Children’s minister Maree Todd told the Scottish Parliament's Education and Skills Committee today that the start date for the programme is expected to be shifted to August 2021, a year later than planned before the Covid-19 pandemic hit.

Expansion of free early learning and childcare

“We are firmly committed to the rollout of the transformational ELC expansion programme and the benefits we know that it will bring to our children and families, and will continue to work with local authorities and providers to deliver that as quickly as possible,” she said.

“The ELC expansion board met last Friday to consider the evidence that has been gathered already to deliver the expansion, including the advice of an independent review.

“Having carefully considered that evidence, the board has recommended a date for 1,140 hours of August 2021.”

A decision is yet to be made on the final date but Ms Todd said she will announce it “in the coming days”.

She aims to introduce the legislation required for the rollout before Parliament is dissolved for the Holyrood elections in May.
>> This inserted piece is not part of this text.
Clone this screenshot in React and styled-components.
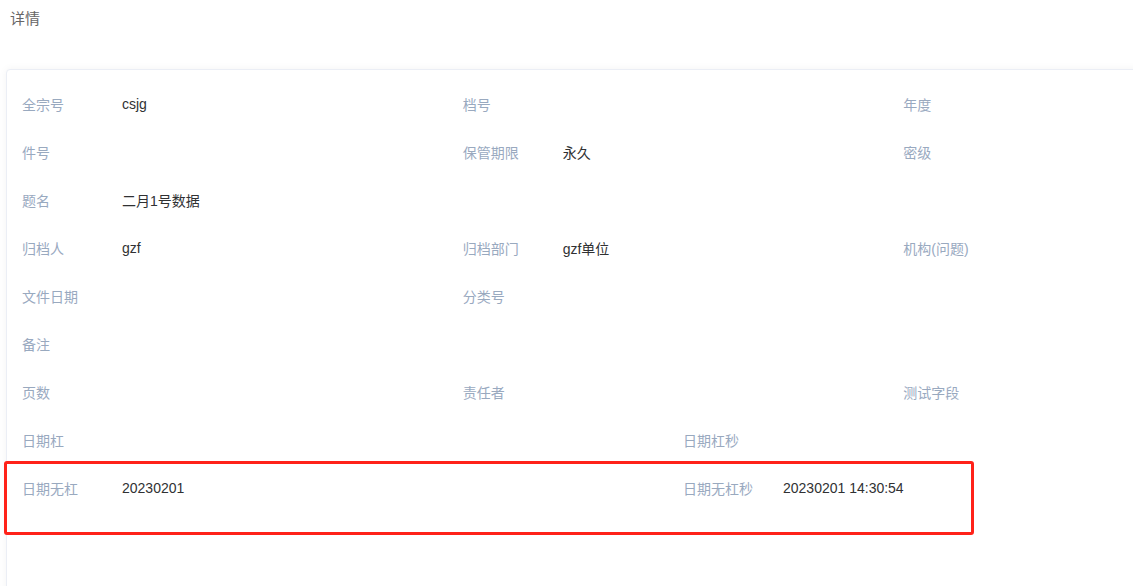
import styled, { createGlobalStyle } from "styled-components";

const fields = [
  { label: "全宗号", value: "csjg", span: 2 },
  { label: "档号", value: "", span: 2 },
  { label: "年度", value: "", span: 2 },
  { label: "件号", value: "", span: 2 },
  { label: "保管期限", value: "永久", span: 2 },
  { label: "密级", value: "", span: 2 },
  { label: "题名", value: "二月1号数据", span: 6 },
  { label: "归档人", value: "gzf", span: 2 },
  { label: "归档部门", value: "gzf单位", span: 2 },
  { label: "机构(问题)", value: "", span: 2 },
  { label: "文件日期", value: "", span: 2 },
  { label: "分类号", value: "", span: 4 },
  { label: "备注", value: "", span: 6 },
  { label: "页数", value: "", span: 2 },
  { label: "责任者", value: "", span: 2 },
  { label: "测试字段", value: "", span: 2 },
  { label: "日期杠", value: "", span: 3 },
  { label: "日期杠秒", value: "", span: 3 },
  { label: "日期无杠", value: "20230201", span: 3 },
  { label: "日期无杠秒", value: "20230201 14:30:54", span: 3 },
];

export default function App() {
  return (
    <Page>
      <GlobalStyle />
      <Title>详情</Title>
      <Card>
        <Grid>
          {fields.map((f) => (
            <Item key={f.label} $span={f.span}>
              <Label>{f.label}</Label>
              <Value>{f.value}</Value>
            </Item>
          ))}
        </Grid>
      </Card>
      <Highlight />
    </Page>
  );
}

const GlobalStyle = createGlobalStyle`
  html, body {
    margin: 0;
    background: #fff;
    overflow: hidden;
  }
  body {
    font-family: "Liberation Sans", "Noto Sans CJK SC", sans-serif;
  }
`;

const Page = styled.div`
  position: relative;
  width: 1133px;
  height: 586px;
  overflow: hidden;
`;

const Title = styled.div`
  padding: 9px 10px 0;
  height: 69px;
  box-sizing: border-box;
  font-size: 15px;
  line-height: 20px;
  color: #666;
`;

const Card = styled.div`
  margin-left: 6px;
  width: 1354px;
  min-height: 560px;
  box-sizing: border-box;
  border: 1px solid #ebeef5;
  border-radius: 4px;
  box-shadow: 0 0 8px rgba(0, 0, 0, 0.05);
  padding: 10px 15px;
  background: #fff;
`;

const Grid = styled.div`
  display: grid;
  grid-template-columns: repeat(6, 1fr);
  width: 1322px;
`;

const Item = styled.div`
  grid-column: span ${(p) => p.$span};
  display: flex;
  align-items: center;
  height: 48px;
  font-size: 14px;
`;

const Label = styled.span`
  width: 100px;
  flex-shrink: 0;
  color: #99a9bf;
`;

const Value = styled.span`
  color: #303133;
`;

const Highlight = styled.div`
  position: absolute;
  left: 4px;
  top: 461px;
  width: 970px;
  height: 74px;
  box-sizing: border-box;
  border: 3px solid #ff2219;
  border-radius: 3px;
  pointer-events: none;
`;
The minister also announced an added expansion to the programme this week, pledging that children who have deferred entry to primary school will receive an extra year of ELC from 2023.

Scottish Labour education spokesman Iain Gray questioned the minister on why there is such a long wait for the extra year.

Currently, children who are born in January and February and have deferred primary school entry are eligible for the full 1,140 hours, while local authorities are charged with deciding if others should be provided with the same service. However, Ms Todd revealed on Monday that children whose parents decide to defer primary school attendance will receive an extra year of free childcare from 2023.

Ms Todd told the committee today: “What I can say, as I’ve said many times before, is I fully expect local authorities to make decisions about additional funded ELC in a deferred year for August to December children to be based on the assessment of a child’s wellbeing.”

Ms Todd said that “most local authorities accept most requests” for additional ELC from children in a deferred year.